A +2 Mithril Shirt could be really handy for his survivability, since he still gets his Wisdom bonus to AC from the Swordsage ability while in light armor, right? It costs a little over 5k.

Or maybe +1 Leather Armor of Silent Moves (or Slick) and Light Fortification? It's worth somewhere between 7k and 8k, but it might be kinda helpful. Ignoring a sneak attack or critical hit once in a while, and getting a +5 bonus to Move Silently (or Escape Artist), which isn't a key skill for any of the disciplines, could be kinda handy. He'd be a bit more sneaky or harder to maintain a grapple with.

An Amulet of Health +2 could be useful, though it's less valuable.

Lesser Bracers of Archery could also be handy; they give proficiency in bows, and if the wearer's already proficient in them, then they gain +1 on attacks with bows. They're worth 5k.

Other options might be Gloves of Arrow Snatching, or Gloves of Dexterity +2.
 

The Souljourner said:
The swordsage is fine. He's less powerful than a cleric or druid. The maneuver refresh is not a big deal, because he's not throwing around fireballs. Think of it more like feats he can only use once per combat. It's not like he's casting haste on the party or fly or fireball or teleport....
-Nate

I'll disagree with this. He _can_ toss off a fireball every combat (3rd level maneuver). IME swordsages can be the most powerful of classes. I've only seen them up to around 8th level, so it may well be that they get weaker in reality above that level (I was starting to see that a twinked out pure fighter could keep up using PHBII feats). At lower levels (3-6) they are very very very powerful compared to any class. And at these levels a cleric isn't really all that powerful. A druid isn't much until wildshape (and even then depending on errata use and "magic store syndrome" they might not be that powerful until much later).
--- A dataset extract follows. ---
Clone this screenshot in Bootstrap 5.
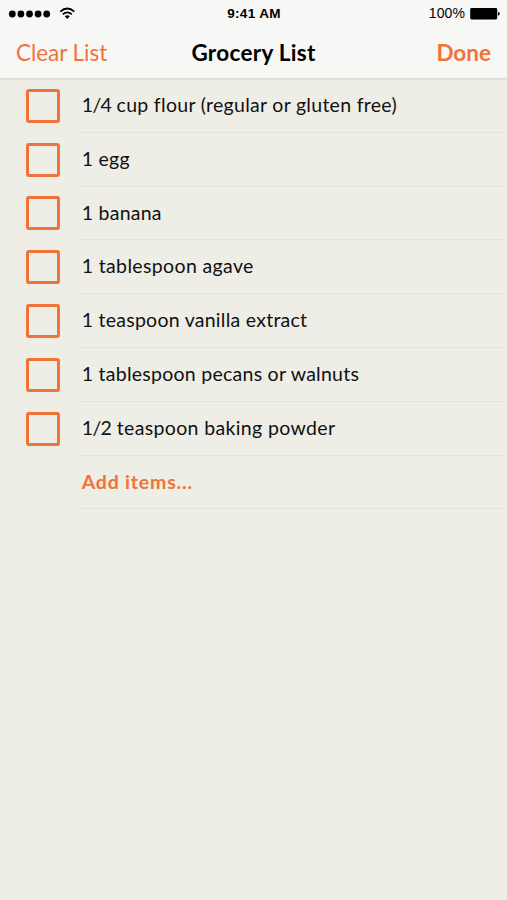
<!DOCTYPE html>
<html lang="en">
<head>
<meta charset="utf-8">
<meta name="viewport" content="width=device-width, initial-scale=1">
<title>Grocery List</title>
<link href="https://cdn.jsdelivr.net/npm/bootstrap@5.3.0/dist/css/bootstrap.min.css" rel="stylesheet">
<style>
body{background:#eeede6;font-family:Lato,sans-serif;color:#111;min-height:100vh;overflow:hidden}
.top-bar{background:#f7f7f6;height:79px;border-bottom:1px solid #dcdcd8;box-shadow:0 1px 1px #e3e3de}
.status{height:27px;padding:0 7px 0 8px;font:13.5px/27px "Liberation Sans",sans-serif;color:#000}
.side{flex:1 1 0}
.clock{font-weight:700;font-size:13.5px;letter-spacing:.35px}
.charge{font-size:14px;letter-spacing:.1px}
.title-row{height:51px;padding:0 16px;font-size:22.5px;line-height:48px;white-space:nowrap}
.accent{color:#f07338}
.title-row .clear-btn,.title-row .done-btn{font-size:inherit;line-height:inherit;display:block}
.title-row .done-btn{margin-left:auto}
.clear-btn{letter-spacing:-.05px}
.heading{font-size:22.5px;line-height:49px;letter-spacing:.3px;color:#000}
.items{font-size:19.5px;letter-spacing:.26px}
.item{height:53.8px;padding-left:25.5px}
.item-text{height:100%;padding-left:.7px;border-bottom:1px solid #e2e2de;line-height:52.4px;white-space:nowrap}
.fraction{letter-spacing:-.6px}
.measured{letter-spacing:.36px}
.measured-small{letter-spacing:.29px}
.add-row .item-text{letter-spacing:.8px}
.item .tick{width:34px;height:34px;margin:0 21.5px 0 0;border:3px solid #f07338;border-radius:3px;background:transparent;flex:none}
.item .tick:checked{background-color:#f07338}
.add-row{padding-left:81px}
</style>
<script src="https://cdn.jsdelivr.net/npm/bootstrap@5.3.0/dist/js/bootstrap.bundle.min.js"></script>
</head>
<body>
<header class="top-bar position-relative">
  <div class="status d-flex align-items-center">
    <div class="side d-flex align-items-center">
      <svg width="68" height="14" viewBox="0 0 68 14" aria-hidden="true">
        <g fill="#000"><circle cx="4.3" cy="7" r="3.4"/><circle cx="12.9" cy="7" r="3.4"/><circle cx="21.5" cy="7" r="3.4"/><circle cx="30.1" cy="7" r="3.4"/><circle cx="38.7" cy="7" r="3.4"/></g>
        <g fill="none" stroke="#000" stroke-width="1.8"><path d="M52.3 4.6Q59.3-1.6 66.3 4.6"/><path d="M54.8 7.4Q59.3 3.4 63.8 7.4"/></g>
        <path d="M56.8 9.3Q59.3 7.2 61.8 9.3L59.3 12Z" fill="#000"/>
      </svg>
    </div>
    <div class="clock">9:41 AM</div>
    <div class="side d-flex align-items-center justify-content-end">
      <span class="charge">100%</span>
      <svg class="ms-1" width="31" height="12" viewBox="0 0 31 12" aria-hidden="true"><rect x="1.2" y="0" width="27" height="11.5" rx="1.4"/><path d="M29 3.7q1.8.5 1.8 2t-1.8 2z"/></svg>
    </div>
  </div>
  <div class="title-row d-flex align-items-center">
    <div class="side"><button class="btn clear-btn accent border-0 p-0">Clear List</button></div>
    <h1 class="heading fw-bold m-0">Grocery List</h1>
    <div class="side"><button class="btn done-btn accent fw-bold border-0 p-0">Done</button></div>
  </div>
</header>
<main class="items">
  <label class="item d-flex align-items-center"><input class="form-check-input tick" type="checkbox"><span class="item-text measured-small flex-grow-1"><span class="fraction">1/4</span> cup flour (regular or gluten free)</span></label>
  <label class="item d-flex align-items-center"><input class="form-check-input tick" type="checkbox"><span class="item-text flex-grow-1">1 egg</span></label>
  <label class="item d-flex align-items-center"><input class="form-check-input tick" type="checkbox"><span class="item-text flex-grow-1">1 banana</span></label>
  <label class="item d-flex align-items-center"><input class="form-check-input tick" type="checkbox"><span class="item-text measured flex-grow-1">1 tablespoon agave</span></label>
  <label class="item d-flex align-items-center"><input class="form-check-input tick" type="checkbox"><span class="item-text flex-grow-1">1 teaspoon vanilla extract</span></label>
  <label class="item d-flex align-items-center"><input class="form-check-input tick" type="checkbox"><span class="item-text flex-grow-1">1 tablespoon pecans or walnuts</span></label>
  <label class="item d-flex align-items-center"><input class="form-check-input tick" type="checkbox"><span class="item-text measured flex-grow-1"><span class="fraction">1/2</span> teaspoon baking powder</span></label>
  <div class="item add-row d-flex"><span class="item-text accent fw-bold flex-grow-1">Add items...</span></div>
</main>
</body>
</html>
Briefly, yes swordsages are that powerful if built well at low to medium levels (below 9th). Heck, just the first level stance that lets you flank at any angle is pretty darn powerful (+2 to attack for you and your friends!)

Mark
 


The Souljourner said:
The +5 concentration item definitely was a mistake. I wouldn't allow it in my campaign regardless of swordsages, because every caster would want it for casting defensively.
Imho, that line of reasoning is flawed. Do you disallow a cloak of elvenkind because every rogue would want it to use it to hide?
There's no reason not to allow +skill items that aren't covered by the magic items available in core material. If a class or a class ability gets broken if the +skill item existed that's a problem of the class and not the item. A skill that doesn't cause any problems _now_ might cause problems as soon as the next (prestige) class or feat is published in some splat book.
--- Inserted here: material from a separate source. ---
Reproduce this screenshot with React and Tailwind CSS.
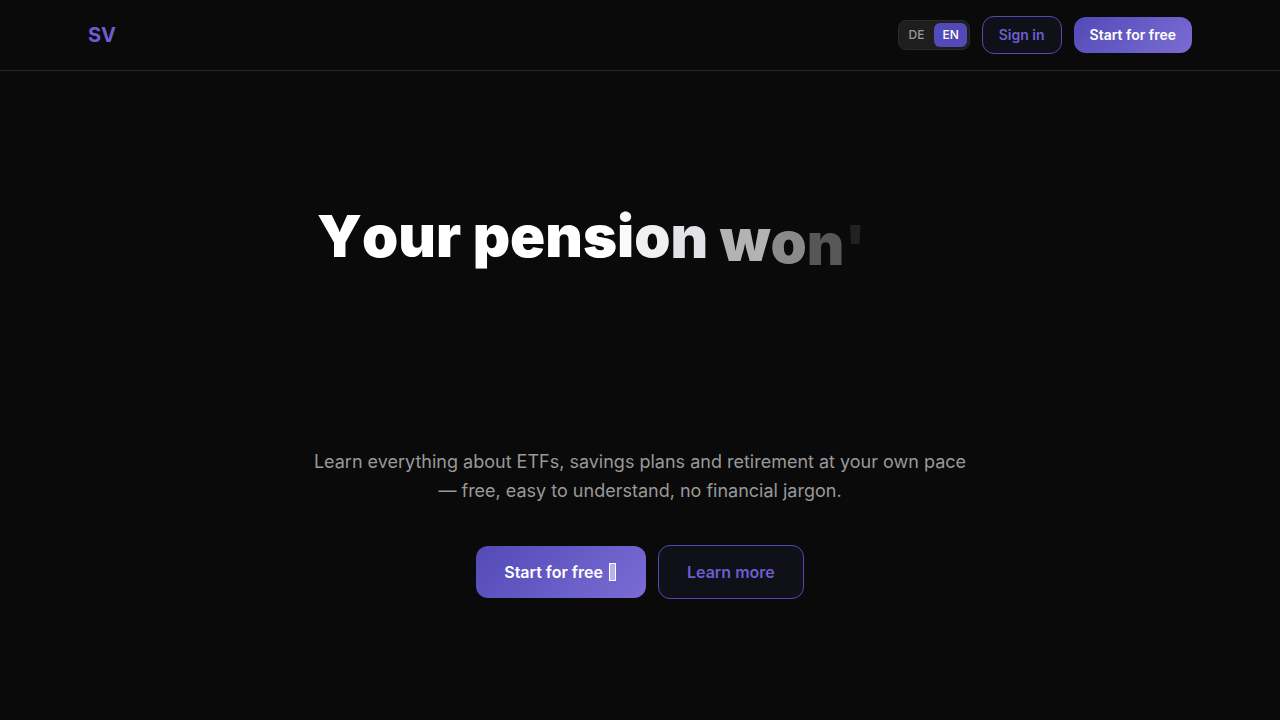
const headline = [
  [
    { char: 'Y', look: 'text-white' },
    { char: 'o', look: 'text-white' },
    { char: 'u', look: 'text-white' },
    { char: 'r', look: 'text-white' },
  ],
  [
    { char: 'p', look: 'text-white' },
    { char: 'e', look: 'text-white' },
    { char: 'n', look: 'text-white' },
    { char: 's', look: 'text-white' },
    { char: 'i', look: 'text-[#fafafa]' },
    { char: 'o', look: 'text-[#f0f0f2]' },
    { char: 'n', look: 'text-[#e3e2e7] translate-y-px' },
  ],
  [
    { char: 'w', look: 'text-[#b3b3b3] translate-y-1' },
    { char: 'o', look: 'text-[#8a8a8a] translate-y-1.5' },
    { char: 'n', look: 'text-[#575757] translate-y-2' },
    { char: "'", look: 'text-[#222222] translate-y-2.5' },
  ],
];

function Header() {
  return (
    <header className="border-b border-[#2a2a2a]">
      <div className="mx-auto flex max-w-[1200px] items-center justify-between px-12 py-4">
        <a href="#top" className="text-xl font-bold text-[#6c5ecf]">
          SV
        </a>
        <nav className="flex items-center gap-3">
          <div className="flex gap-0.5 rounded-lg border border-[#2a2a2a] bg-[#1e1e1e] p-0.5 text-xs font-medium">
            <button type="button" className="rounded-md px-2 py-1 text-[#999999]">
              DE
            </button>
            <button type="button" className="rounded-md bg-[#534ab7] px-2 py-1 text-white">
              EN
            </button>
          </div>
          <button
            type="button"
            className="rounded-xl border border-[#534ab7] bg-[#101018] px-4 py-2 text-sm font-semibold text-[#6c5ecf]"
          >
            Sign in
          </button>
          <button
            type="button"
            className="rounded-xl bg-linear-135 from-[#534ab7] to-[#7b6cd4] px-4 py-2 text-sm font-semibold text-white"
          >
            Start for free
          </button>
        </nav>
      </div>
    </header>
  );
}

function Headline() {
  return (
    <h1 className="mx-auto min-h-[200px] max-w-[646px] text-left text-[58px] leading-[66px] font-black">
      {headline.map((word, w) => (
        <span key={w}>
          <span className="inline-block whitespace-nowrap">
            {word.map(({ char, look }, i) => (
              <span key={i} className={`inline-block ${look}`}>
                {char}
              </span>
            ))}
          </span>{' '}
        </span>
      ))}
    </h1>
  );
}

export default function App() {
  return (
    <div id="top" className="min-h-screen bg-[#0a0a0a] font-['Inter',sans-serif] text-white">
      <Header />
      <main className="px-6 pt-[132px] pb-24 text-center">
        <Headline />
        <p className="mx-auto mt-11 max-w-[660px] text-lg leading-[29px] text-[#999999]">
          Learn everything about ETFs, savings plans and retirement at your own pace — free, easy to
          understand, no financial jargon.
        </p>
        <div className="mt-10 flex flex-wrap items-center justify-center gap-3">
          <button
            type="button"
            className="flex items-center gap-1.5 rounded-xl bg-linear-135 from-[#534ab7] to-[#7b6cd4] px-7 py-3.5 text-base font-semibold text-white"
          >
            Start for free
            <span
              aria-hidden="true"
              className="mr-0.5 h-[18px] w-[7px] border border-white bg-white/50"
            />
          </button>
          <button
            type="button"
            className="rounded-xl border border-[#534ab7] bg-[#101018] px-7 py-3.5 text-base font-semibold text-[#6c5ecf]"
          >
            Learn more
          </button>
        </div>
      </main>
    </div>
  );
}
So either you disallow all +skill items or you don't. Anything in-between is highly arbitrary.

IMHO, of course :)
 

Jhaelen said:
So either you disallow all +skill items or you don't. Anything in-between is highly arbitrary.

This would be true if all skills were of equal power and usefulness, but they are not.

Lets look at jump and diplomacy for example.

An item that granted +100 to jump would allow someone to jump over one hundred feet on a long jump. Pretty impressive! I doubt it would have much of an impact on a game except for looking cool.

An item that granted +100 to diplomacy, however, could turn the game inside out. It makes for autosuccess for turning someone from hostile to helpful as a full round action. Going to the epic skill section this item would put a character in the running for changing someone from any initial attitude to fanatic.


For items that gives bonuses to different skills I would like to see different prices. Some skills would either not have the ability to have a bonus in this way or would be prohibitively expensive while others would be relatively cheap even for a large bonus.
 

brehobit said:
I'll disagree with this. He _can_ toss off a fireball every combat (3rd level maneuver).

I played a swordsage for a bit, and to be honest this was the maneuver I used least often. If you have a few other melee classes in your party, it can be difficult to both be far enough away that it won't hit them, and close enough that you won't get surrounded afterwards
 

Slaved said:
This would be true if all skills were of equal power and usefulness, but they are not.
Yep.

And with the martial adept classes, they've taken several skills that were generally considered weak (like jump), and made them into skills that determine save-or-die character abilities.

Not cool.

I love new uses for under-appreciated abilities. But they went just a wee-bit over-board on a few of these. :heh:
 

Nail said:
And with the martial adept classes, they've taken several skills that were generally considered weak (like jump), and made them into skills that determine save-or-die character abilities.

The only one I know that they did such things with was jump. What other skills did they change from weak to save or die?

Concentration was already pretty strong and at the moment I can only think of abilities keyed off of concentration and jump.